Collecting perception data in hard-to-reach areas and fragile contexts can be extremely challenging, but is necessary to better understand who is excluded, who feels excluded, and to measure horizontal inequalities. Doing so requires the use of innovative methodologies. In particular, technology is a valuable tool with which to access remote and conflict-affected areas where exclusion is likely to be the worst.
Using technology to collect data
The world has become increasingly digital with time—technology has now pervaded our daily lives. Given this, why shouldn’t technology play a key role in areas such as risk monitoring, data collection, or conflict prevention? There are several useful data collection methods now available to practitioners:
- Mobile data collection is the use of digital devices such as mobile phones, tablets, or laptops for data collection.
- Crowdsourcing and crowdseeding are real-time data collection methods that involve different technologies. Information is directly obtained from technology users who volunteer their own data (crowdsourcing), or from trained informants in the field (crowdseeding). The most-well known example of crowdsourcing is Ushahidi, an open-source software program for collecting information and undertaking interactive mapping, first used after the 2007 presidential election in Kenya.
- Social media monitoring extracts information from social media networks such as Twitter, Facebook, Google Plus, and so on.
- Geospatial technology refers to global positioning systems (GPS), geographical information systems (GIS), and remote sensing (RS). These tools can be used to do a geo-located mapping of violent incidents, for example.
How can we realize the full potential of new technologies?
Technology has a huge potential that has yet to be fully explored. Some researchers even talk of “Big Data for Conflict Prevention,” which alludes to “the full potential use of Big Data to support conflict prevention efforts.” In recent years, technology has played an increasing role in conflict prevention, but is not yet harnessed to its full and promising potential.

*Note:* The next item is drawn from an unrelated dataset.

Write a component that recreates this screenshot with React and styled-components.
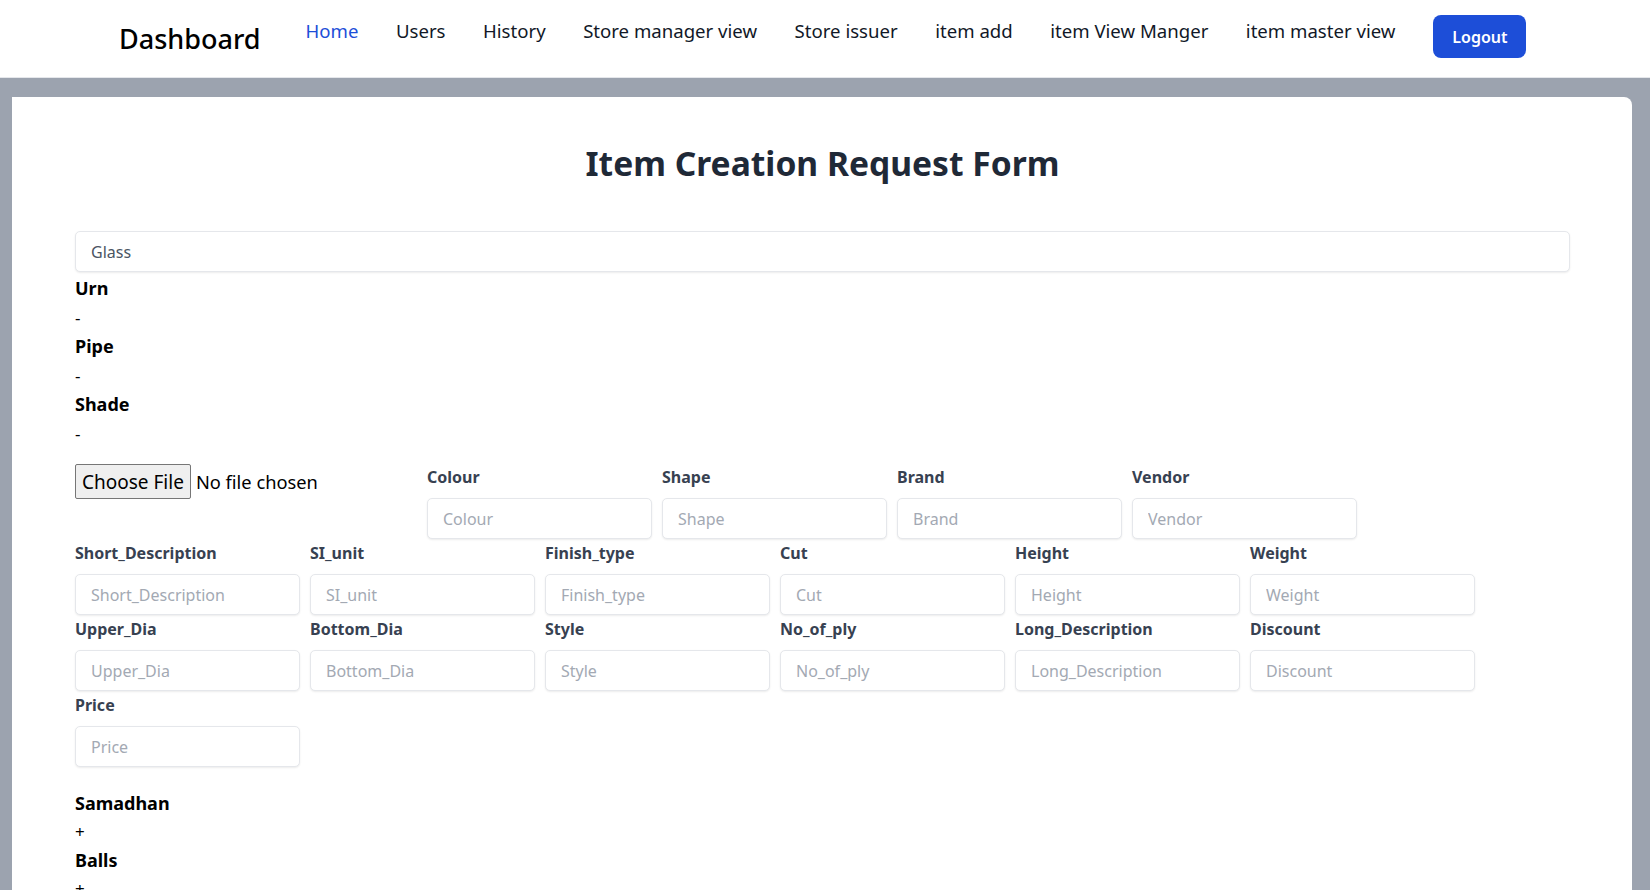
import React from 'react';
import styled, { createGlobalStyle } from 'styled-components';

const GlobalStyle = createGlobalStyle`
    html, body {
        margin: 0;
        padding: 0;
        background: #9ca3af;
        font-family: "Noto Sans", "Open Sans", Arial, sans-serif;
        color: #111827;
    }
    * {
        box-sizing: border-box;
    }
`;

const NavBar = styled.nav`
    height: 78px;
    background: #ffffff;
    border-bottom: 1px solid #e5e7eb;
    display: flex;
    align-items: flex-start;
    padding-left: 119px;
`;

const Brand = styled.div`
    margin-top: 19px;
    font-size: 27px;
    font-weight: 500;
    line-height: 40px;
    color: #000;
    margin-right: 45px;
`;

const NavLinks = styled.ul`
    display: flex;
    gap: 37.5px;
    list-style: none;
    margin: 0;
    padding: 17px 0 0 0;
`;

const NavLink = styled.li`
    font-size: 18.6px;
    line-height: 28px;
    color: ${(p) => (p.$active ? '#1d4ed8' : '#111827')};
    cursor: pointer;
`;

const LogoutButton = styled.button`
    margin: 15px 0 0 38px;
    width: 93px;
    height: 43px;
    background: #1d4ed8;
    color: #ffffff;
    border: none;
    border-radius: 8px;
    font-family: inherit;
    font-size: 16px;
    font-weight: 600;
    cursor: pointer;
`;

const Card = styled.main`
    margin: 19px 18px 0 12px;
    background: #ffffff;
    border-radius: 0 8px 0 0;
    padding: 46px 62px 40px 63px;
    min-height: 820px;
`;

const Title = styled.h1`
    margin: 0 0 48px 0;
    text-align: center;
    font-size: 33.6px;
    line-height: 40px;
    font-weight: 700;
    color: #1f2937;
`;

const TextInput = styled.input`
    display: block;
    width: ${(p) => (p.$full ? '100%' : '225px')};
    height: 41px;
    padding: 0 15px;
    border: 1px solid #e5e7eb;
    border-radius: 5px;
    box-shadow: 0 1px 2px rgba(0, 0, 0, 0.08);
    font-family: inherit;
    font-size: 16px;
    color: #4b5563;
    background: #fff;
    outline: none;

    &::placeholder {
        color: #a3a9b3;
    }
`;

const InfoBlock = styled.div`
    margin-top: ${(p) => p.$top || 0}px;
`;

const InfoTitle = styled.div`
    font-size: 18px;
    font-weight: 700;
    color: #000;
    line-height: ${(p) => p.$line}px;
`;

const InfoValue = styled.div`
    font-size: 17px;
    color: #000;
    line-height: ${(p) => p.$line}px;
`;

const FieldWrap = styled.div`
    display: flex;
    flex-wrap: wrap;
    column-gap: 10px;
    row-gap: 2px;
    margin-top: 17px;
    align-items: flex-start;
`;

const FileField = styled.div`
    width: 342px;
    display: flex;
    align-items: center;
    gap: 5px;
    margin-top: -1px;
`;

const FileButton = styled.button`
    height: 35px;
    padding: 0 6px;
    border: 1px solid #767676;
    border-radius: 2px;
    background: #efefef;
    color: #000;
    font-family: inherit;
    font-size: 19px;
`;

const FileText = styled.span`
    font-size: 18.3px;
    color: #000;
`;

const Field = styled.div`
    width: 225px;
`;

const FieldLabel = styled.label`
    display: block;
    font-size: 16px;
    font-weight: 700;
    line-height: 24px;
    margin-bottom: 9px;
    color: #374151;
`;

const navItems = [
    'Home',
    'Users',
    'History',
    'Store manager view',
    'Store issuer',
    'item add',
    'item View Manger',
    'item master view',
];

const fields = [
    'Colour', 'Shape', 'Brand', 'Vendor',
    'Short_Description', 'SI_unit', 'Finish_type', 'Cut', 'Height', 'Weight',
    'Upper_Dia', 'Bottom_Dia', 'Style', 'No_of_ply', 'Long_Description', 'Discount',
    'Price',
];

const Info = ({ items, line, top }) => (
    <InfoBlock $top={top}>
        {items.map(([name, value]) => (
            <React.Fragment key={name}>
                <InfoTitle $line={line}>{name}</InfoTitle>
                <InfoValue $line={line}>{value}</InfoValue>
            </React.Fragment>
        ))}
    </InfoBlock>
);

const App = () => {
    return (
        <>
            <GlobalStyle />
            <NavBar>
                <Brand>Dashboard</Brand>
                <NavLinks>
                    {navItems.map((item, i) => (
                        <NavLink key={item} $active={i === 0}>{item}</NavLink>
                    ))}
                </NavLinks>
                <LogoutButton>Logout</LogoutButton>
            </NavBar>
            <Card>
                <Title>Item Creation Request Form</Title>
                <TextInput $full value="Glass" readOnly />
                <Info
                    top={2}
                    line={29}
                    items={[['Urn', '-'], ['Pipe', '-'], ['Shade', '-']]}
                />
                <FieldWrap>
                    <FileField>
                        <FileButton>Choose File</FileButton>
                        <FileText>No file chosen</FileText>
                    </FileField>
                    {fields.map((f) => (
                        <Field key={f}>
                            <FieldLabel>{f}</FieldLabel>
                            <TextInput placeholder={f} />
                        </Field>
                    ))}
                </FieldWrap>
                <Info
                    top={22}
                    line={28.5}
                    items={[['Samadhan', '+'], ['Balls', '+']]}
                />
            </Card>
        </>
    );
};

export default App;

Information and communication technologies (ICT) and the data they generate can support efforts to prevent crisis and tackle causes of violence. ICT can help researchers collect quantitative and qualitative data more frequently in insecure or remote areas, through the use of digital surveys, SMS-administered polling, geo-spatial mapping, photographs, videos, and satellite imagery. These data provide key information about the drivers and warning signs of violence to support conflict-prevention approaches.
How can Big Data prevent conflict? By providing valuable information about individuals and communities in areas—even remote ones—where data are often unavailable, in near real time, with a good level of precision. If we assume that individuals and communities change their behavior when violent events occur, then Big Data can capture these changes. For example, satellite imagery can be used to detect mass movements. An analysis of tweets can help detect growing tensions, frustration, and calls for violence. For instance, before the 2013 presidential elections in Kenya, a search for hate speech was conducted in social media to identify early signs of violence.
Concrete examples, real success
In Sudan, the Crisis and Recovery Mapping and Analysis (CRMA) project undertook participatory mapping of threats and risks in 6 states of Sudan and 10 states of South Sudan. For that purpose, UNDP developed a GIS-enabled desktop database tool. During the 2015 election in Nigeria, Patrick Meier and his team used Artificial Intelligence for Monitoring Elections (AIME), a free and open source (experimental) solution that combines crowdsourcing with artificial intelligence to automatically identify tweets of interest during major elections. Crowdsourcing systems have the potential to be used for early warning, if the system is designed to produce frequent, consistent, and complete data. Cell phones can also be used in conflict-affected areas because of all the different data they passively generate each time a cell phone is used.
Technology has also changed the way people respond to crisis. Following the 2010 Haiti earthquake, for the first time, thousands of people volunteered online to support rescue operations. This gave rise to the Digital Humanitarians project which, through crowdsourcing, created a digital crisis map that showed the real-time evolution of the situation on the ground.
Technologies can break new ground in terms of conflict prevention, risk monitoring, and data collection. It is now up to practitioners to seize the opportunities these new tools offer.